— BEGIN DATA BLOCK —

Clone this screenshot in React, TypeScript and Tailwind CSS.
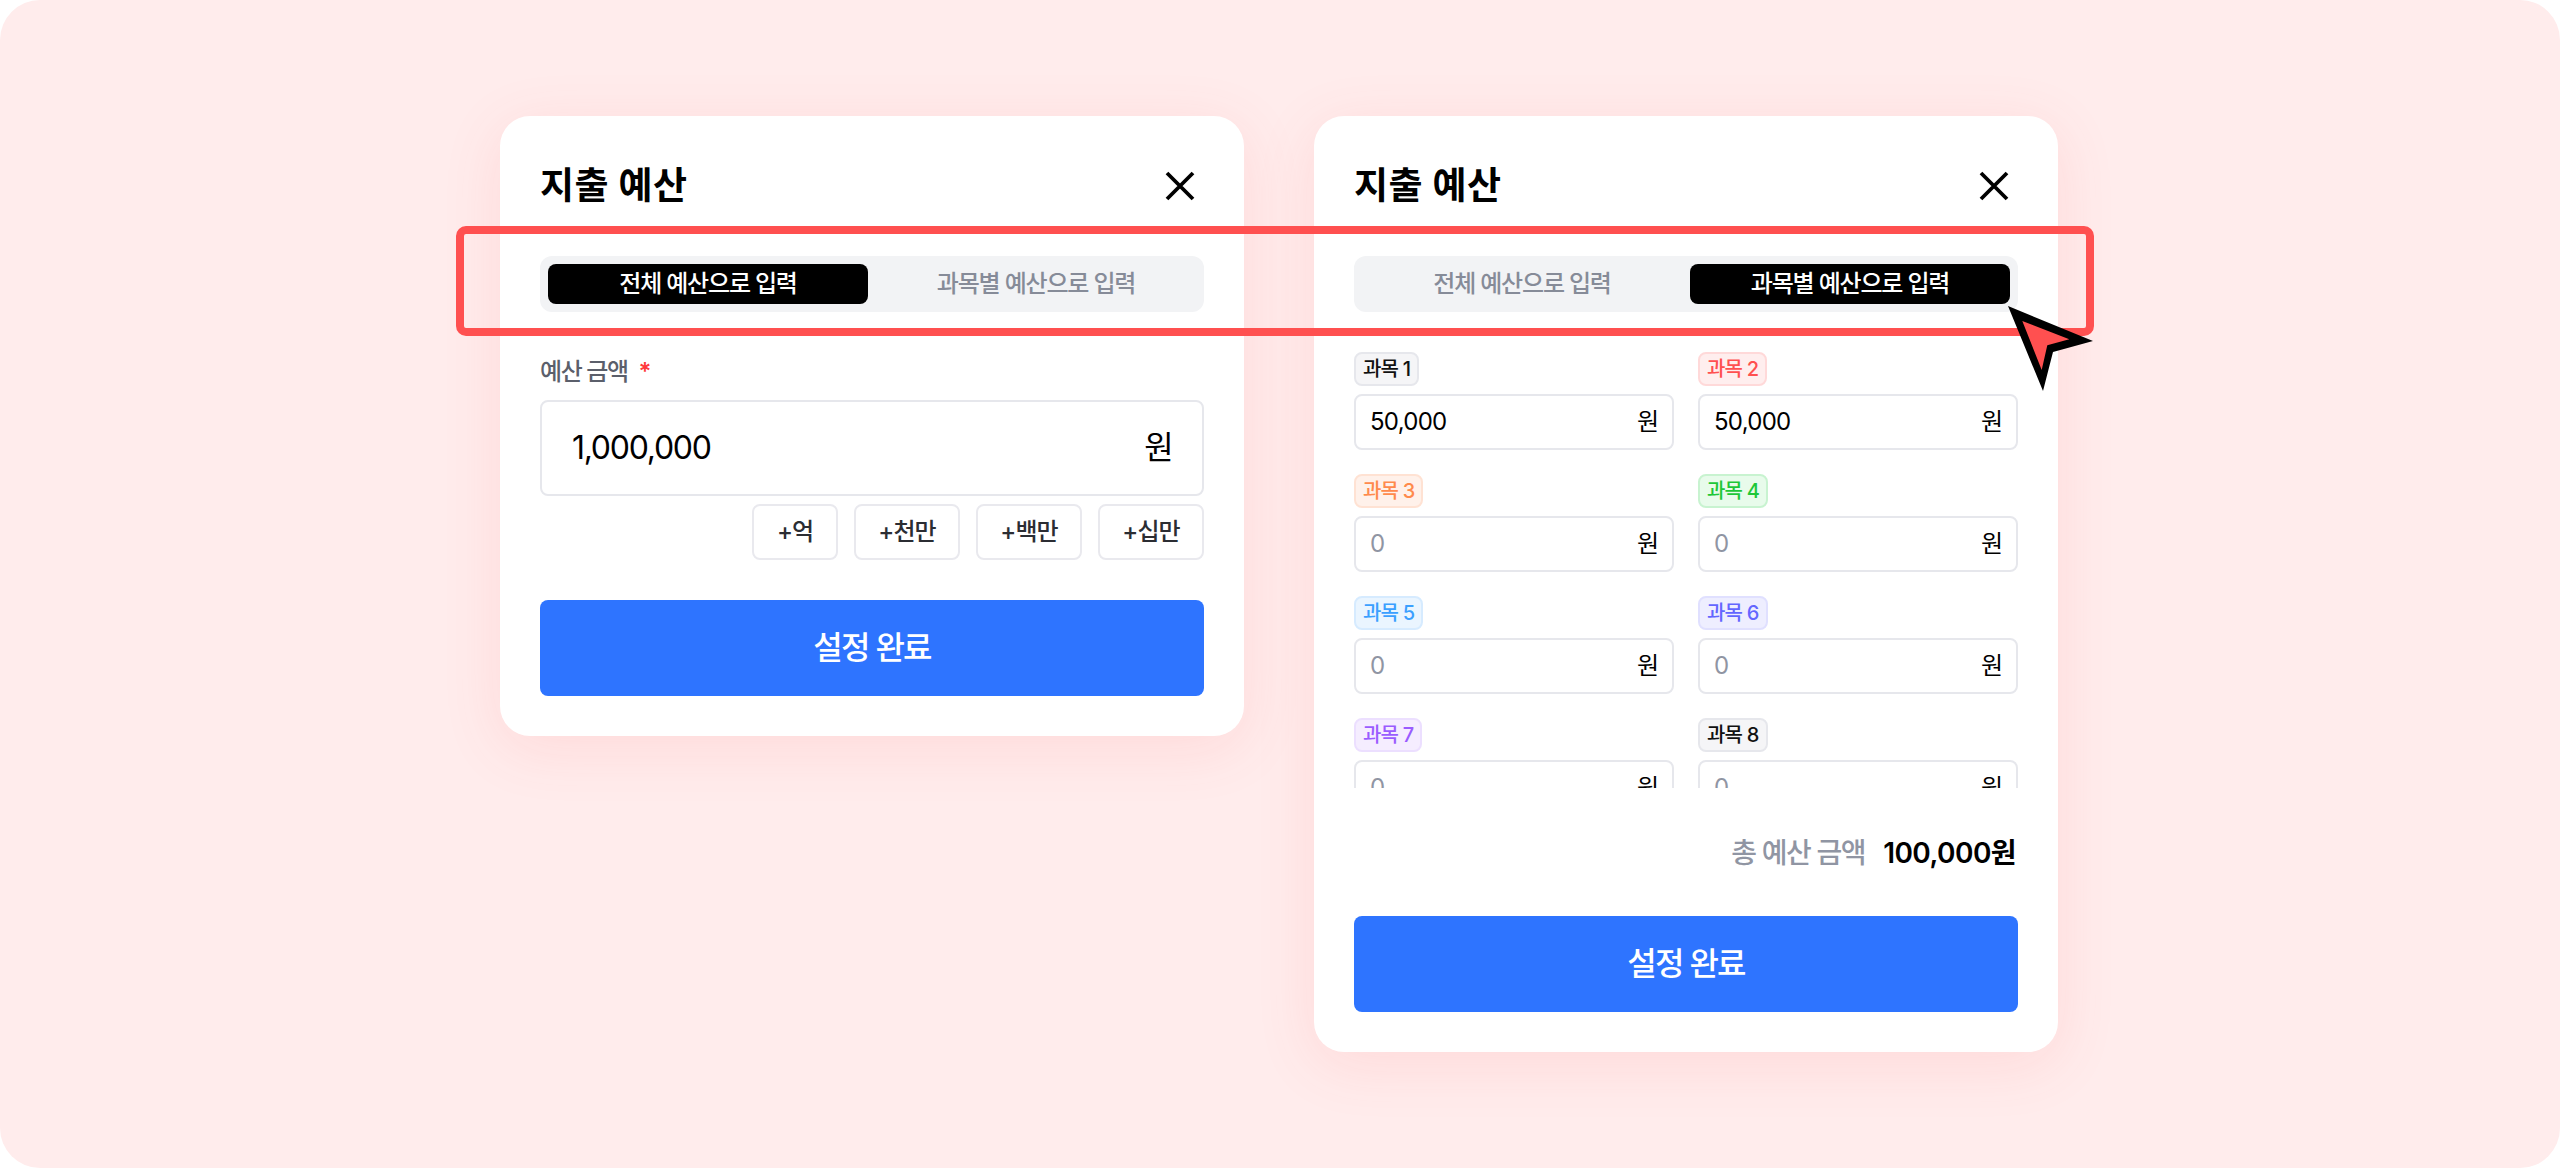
import React from "react";

const badges = [
  { n: "과목 1", c: "bg-[#f5f5f7] border-[#e6e7ec] text-[#111111]", v: "50,000" },
  { n: "과목 2", c: "bg-[#ffeeee] border-[#ffd9d9] text-[#ff5050]", v: "50,000" },
  { n: "과목 3", c: "bg-[#fff1ea] border-[#ffe2d3] text-[#ff8a4c]", v: "" },
  { n: "과목 4", c: "bg-[#e8fbeb] border-[#c8f3d0] text-[#1ec738]", v: "" },
  { n: "과목 5", c: "bg-[#eaf5ff] border-[#d6ebff] text-[#3ba0ff]", v: "" },
  { n: "과목 6", c: "bg-[#eeeeff] border-[#e0e0ff] text-[#6366ff]", v: "" },
  { n: "과목 7", c: "bg-[#f5edff] border-[#ecdfff] text-[#9a5cff]", v: "" },
  { n: "과목 8", c: "bg-[#f5f5f7] border-[#e6e7ec] text-[#111111]", v: "" },
];

function Header() {
  return (
    <div className="flex h-[58px] items-center justify-between">
      <h2 className="mt-[2px] text-[37px] font-semibold tracking-[0.01em] text-black">지출 예산</h2>
      <button className="mr-[4px] mt-[2px] h-[40px] w-[40px]" aria-label="닫기">
        <svg viewBox="0 0 40 40" className="h-[40px] w-[40px]" fill="none" stroke="#000" strokeWidth="3.8">
          <path d="M7 7 33 33M33 7 7 33" />
        </svg>
      </button>
    </div>
  );
}

function Tabs({ active }: { active: number }) {
  const items = ["전체 예산으로 입력", "과목별 예산으로 입력"];
  return (
    <div className="mt-[42px] grid h-[56px] grid-cols-2 gap-[8px] rounded-[12px] bg-[#f2f3f5] p-[8px]">
      {items.map((t, i) => (
        <button
          key={t}
          className={
            i === active
              ? "rounded-[8px] bg-black text-[24px] font-medium tracking-[-0.05em] text-white"
              : "rounded-[8px] text-[24px] font-medium tracking-[-0.05em] text-[#868b98]"
          }
        >
          {t}
        </button>
      ))}
    </div>
  );
}

function Submit() {
  return (
    <button className="h-[96px] w-full rounded-[8px] bg-[#2e74ff] text-[32px] font-medium tracking-[-0.055em] text-white">
      설정 완료
    </button>
  );
}

function Card({ children }: { children: React.ReactNode }) {
  return (
    <section className="flex w-[744px] flex-col rounded-[30px] bg-white p-[40px] shadow-[0_12px_60px_rgba(255,80,80,0.12)]">
      {children}
    </section>
  );
}

export default function App() {
  return (
    <div className="h-[1168px] bg-white font-['Inter','Noto_Sans_CJK_KR',sans-serif]">
      <div className="relative h-full overflow-hidden rounded-[40px] bg-[#ffecec]">
        <div className="flex items-start gap-[70px] pl-[500px] pt-[116px]">
          <Card>
            <Header />
            <Tabs active={0} />
            <div className="mt-[44px] flex h-[32px] items-center text-[24px] font-medium tracking-[-0.06em] text-[#5b5f6b]">
              예산 금액
              <span className="ml-[11px] font-semibold text-[#ff3b3b]">*</span>
            </div>
            <div className="mt-[12px] flex h-[96px] items-center justify-between rounded-[8px] border-2 border-[#e6e7ec] px-[30px] text-[32px] text-black">
              <span className="tracking-[-0.04em]">1,000,000</span>
              <span className="tracking-[-0.05em]">원</span>
            </div>
            <div className="mt-[8px] flex justify-end gap-[16px]">
              {[
                ["+억", "w-[86px]"],
                ["+천만", "w-[106px]"],
                ["+백만", "w-[106px]"],
                ["+십만", "w-[106px]"],
              ].map(([t, w]) => (
                <button
                  key={t}
                  className={`${w} h-[56px] rounded-[8px] border-2 border-[#e9e9ee] text-[24px] font-medium tracking-[-0.04em] text-[#2b2d33]`}
                >
                  {t}
                </button>
              ))}
            </div>
            <div className="mt-[40px]">
              <Submit />
            </div>
          </Card>
          <Card>
            <Header />
            <Tabs active={1} />
            <div className="mt-[40px] grid h-[436px] grid-cols-2 content-start gap-x-[24px] gap-y-[24px] overflow-hidden">
              {badges.map((b) => (
                <div key={b.n} className="flex flex-col items-start gap-[8px]">
                  <span
                    className={`flex h-[34px] items-center rounded-[8px] border-2 px-[7px] text-[20px] font-medium tracking-[-0.04em] ${b.c}`}
                  >
                    {b.n}
                  </span>
                  <div className="flex h-[56px] w-full shrink-0 items-center justify-between rounded-[8px] border-2 border-[#e6e7ec] px-[14px] text-[24px]">
                    <span className={b.v ? "tracking-[-0.03em] text-black" : "text-[#9095a3]"}>{b.v || "0"}</span>
                    <span className="tracking-[-0.05em] text-black">원</span>
                  </div>
                </div>
              ))}
            </div>
            <div className="mt-[45px] flex h-[40px] items-center justify-end gap-[18px] pr-[2px]">
              <span className="text-[28px] font-medium tracking-[-0.05em] text-[#9095a3]">총 예산 금액</span>
              <span className="text-[28px] font-semibold tracking-[-0.02em] text-black">100,000원</span>
            </div>
            <div className="mt-[43px]">
              <Submit />
            </div>
          </Card>
        </div>

        <div className="pointer-events-none absolute left-[456px] top-[226px] h-[110px] w-[1638px] rounded-[10px] border-[8px] border-[#ff5050]" />
        <svg className="pointer-events-none absolute left-[2000px] top-[300px] h-[100px] w-[100px]" viewBox="0 0 100 100">
          <path d="M8 6 93 41 53 52 43 91Z" fill="#000" />
          <path d="M22.3 21 69.3 39.3 47.3 45.3 41.7 70Z" fill="#ff5050" />
        </svg>
      </div>
    </div>
  );
}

— END DATA BLOCK —

§ WRITTEN INSTRUCTION: Reproduce all of the data exactly; the pictures do not belong in the copy.

§ SOLUTION BELOW:
Clone this screenshot in React, TypeScript and Tailwind CSS.
import React from "react";

const badges = [
  { n: "과목 1", c: "bg-[#f5f5f7] border-[#e6e7ec] text-[#111111]", v: "50,000" },
  { n: "과목 2", c: "bg-[#ffeeee] border-[#ffd9d9] text-[#ff5050]", v: "50,000" },
  { n: "과목 3", c: "bg-[#fff1ea] border-[#ffe2d3] text-[#ff8a4c]", v: "" },
  { n: "과목 4", c: "bg-[#e8fbeb] border-[#c8f3d0] text-[#1ec738]", v: "" },
  { n: "과목 5", c: "bg-[#eaf5ff] border-[#d6ebff] text-[#3ba0ff]", v: "" },
  { n: "과목 6", c: "bg-[#eeeeff] border-[#e0e0ff] text-[#6366ff]", v: "" },
  { n: "과목 7", c: "bg-[#f5edff] border-[#ecdfff] text-[#9a5cff]", v: "" },
  { n: "과목 8", c: "bg-[#f5f5f7] border-[#e6e7ec] text-[#111111]", v: "" },
];

function Header() {
  return (
    <div className="flex h-[58px] items-center justify-between">
      <h2 className="mt-[2px] text-[37px] font-semibold tracking-[0.01em] text-black">지출 예산</h2>
      <button className="mr-[4px] mt-[2px] h-[40px] w-[40px]" aria-label="닫기">
        <svg viewBox="0 0 40 40" className="h-[40px] w-[40px]" fill="none" stroke="#000" strokeWidth="3.8">
          <path d="M7 7 33 33M33 7 7 33" />
        </svg>
      </button>
    </div>
  );
}

function Tabs({ active }: { active: number }) {
  const items = ["전체 예산으로 입력", "과목별 예산으로 입력"];
  return (
    <div className="mt-[42px] grid h-[56px] grid-cols-2 gap-[8px] rounded-[12px] bg-[#f2f3f5] p-[8px]">
      {items.map((t, i) => (
        <button
          key={t}
          className={
            i === active
              ? "rounded-[8px] bg-black text-[24px] font-medium tracking-[-0.05em] text-white"
              : "rounded-[8px] text-[24px] font-medium tracking-[-0.05em] text-[#868b98]"
          }
        >
          {t}
        </button>
      ))}
    </div>
  );
}

function Submit() {
  return (
    <button className="h-[96px] w-full rounded-[8px] bg-[#2e74ff] text-[32px] font-medium tracking-[-0.055em] text-white">
      설정 완료
    </button>
  );
}

function Card({ children }: { children: React.ReactNode }) {
  return (
    <section className="flex w-[744px] flex-col rounded-[30px] bg-white p-[40px] shadow-[0_12px_60px_rgba(255,80,80,0.12)]">
      {children}
    </section>
  );
}

export default function App() {
  return (
    <div className="h-[1168px] bg-white font-['Inter','Noto_Sans_CJK_KR',sans-serif]">
      <div className="relative h-full overflow-hidden rounded-[40px] bg-[#ffecec]">
        <div className="flex items-start gap-[70px] pl-[500px] pt-[116px]">
          <Card>
            <Header />
            <Tabs active={0} />
            <div className="mt-[44px] flex h-[32px] items-center text-[24px] font-medium tracking-[-0.06em] text-[#5b5f6b]">
              예산 금액
              <span className="ml-[11px] font-semibold text-[#ff3b3b]">*</span>
            </div>
            <div className="mt-[12px] flex h-[96px] items-center justify-between rounded-[8px] border-2 border-[#e6e7ec] px-[30px] text-[32px] text-black">
              <span className="tracking-[-0.04em]">1,000,000</span>
              <span className="tracking-[-0.05em]">원</span>
            </div>
            <div className="mt-[8px] flex justify-end gap-[16px]">
              {[
                ["+억", "w-[86px]"],
                ["+천만", "w-[106px]"],
                ["+백만", "w-[106px]"],
                ["+십만", "w-[106px]"],
              ].map(([t, w]) => (
                <button
                  key={t}
                  className={`${w} h-[56px] rounded-[8px] border-2 border-[#e9e9ee] text-[24px] font-medium tracking-[-0.04em] text-[#2b2d33]`}
                >
                  {t}
                </button>
              ))}
            </div>
            <div className="mt-[40px]">
              <Submit />
            </div>
          </Card>
          <Card>
            <Header />
            <Tabs active={1} />
            <div className="mt-[40px] grid h-[436px] grid-cols-2 content-start gap-x-[24px] gap-y-[24px] overflow-hidden">
              {badges.map((b) => (
                <div key={b.n} className="flex flex-col items-start gap-[8px]">
                  <span
                    className={`flex h-[34px] items-center rounded-[8px] border-2 px-[7px] text-[20px] font-medium tracking-[-0.04em] ${b.c}`}
                  >
                    {b.n}
                  </span>
                  <div className="flex h-[56px] w-full shrink-0 items-center justify-between rounded-[8px] border-2 border-[#e6e7ec] px-[14px] text-[24px]">
                    <span className={b.v ? "tracking-[-0.03em] text-black" : "text-[#9095a3]"}>{b.v || "0"}</span>
                    <span className="tracking-[-0.05em] text-black">원</span>
                  </div>
                </div>
              ))}
            </div>
            <div className="mt-[45px] flex h-[40px] items-center justify-end gap-[18px] pr-[2px]">
              <span className="text-[28px] font-medium tracking-[-0.05em] text-[#9095a3]">총 예산 금액</span>
              <span className="text-[28px] font-semibold tracking-[-0.02em] text-black">100,000원</span>
            </div>
            <div className="mt-[43px]">
              <Submit />
            </div>
          </Card>
        </div>

        <div className="pointer-events-none absolute left-[456px] top-[226px] h-[110px] w-[1638px] rounded-[10px] border-[8px] border-[#ff5050]" />
        <svg className="pointer-events-none absolute left-[2000px] top-[300px] h-[100px] w-[100px]" viewBox="0 0 100 100">
          <path d="M8 6 93 41 53 52 43 91Z" fill="#000" />
          <path d="M22.3 21 69.3 39.3 47.3 45.3 41.7 70Z" fill="#ff5050" />
        </svg>
      </div>
    </div>
  );
}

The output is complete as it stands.